Impact on U.S. Interests
- Croatia has been a member of NATO since 2009 and contributes troops to NATO’s forward defense missions in Poland and Lithuania, as well as to NATO missions in Afghanistan, Iraq, and Kosovo. It spent 68% of GDP on defense in 2019.
- Croatia is building a floating liquid natural gas (LNG) terminal on the island of Krk, which will deliver natural gas to fellow EU members Slovenia, Italy, and Hungary, as well as to non-member states like Serbia and Montenegro. The project is supported by the United States and the European Commission as a means of diversifying gas supplies in Southeastern Europe. However, critics of the project claim it is not economically viable and that it will negatively impact the surrounding environment.
- Croatia is on course to join the U.S. Visa Waiver Program, which would allow Croatian citizens to travel to the United States without a visa (when health conditions allow).
- China has announced approximately $1.7 billion worth of investments in Croatia and in 2019 Croatia hosted the 17+1 Summit in Dubrovnik; a Chinese firm was controversially awarded the contract to help construct the Peljaesac Bridge, which will connect the Croatian mainland to the Dubrovnik region.
Key Issues to Watch
- Croatia’s economy is expected to contract by approximately 9% this year, particularly as the pandemic hits Croatia’s tourism sector, which contributes to 25% of GDP.
- Several prominent incidents of hate speech against Croatian Serbs have occurred, highlighting the tension in Croatian politics. Miroslav Skoro and members of his Homeland Movement have been prominent sources of anti-Serb and xenophobic rhetoric, which has helped draw votes from the HDZ. The Homeland Movement has declared that they would join a right-wing coalition government with the HDZ if SDSS is excluded from the coalition. Prime Minister Plenkovic has sought to condemn recent incidents of hate speech without alienating nationalists in his own party.

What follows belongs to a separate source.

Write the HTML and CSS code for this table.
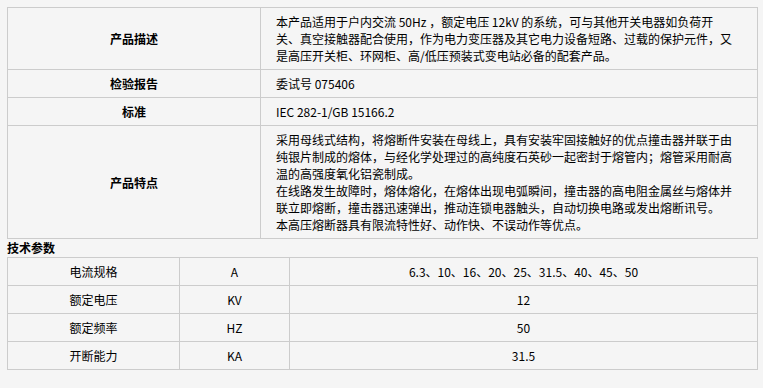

- Values-based issues have been at the fore of the campaign. Abortion (which is legal in Croatia) is a prominent issue, as members from the HDZ, DPMS, and MOST parties all expressed anti-abortion sentiments on the campaign. Miroslav Skoro went the furthest, insisting on a televised debate that he opposed abortion even in cases of rape. The comments have provoked a backlash among female politicians and activist groups.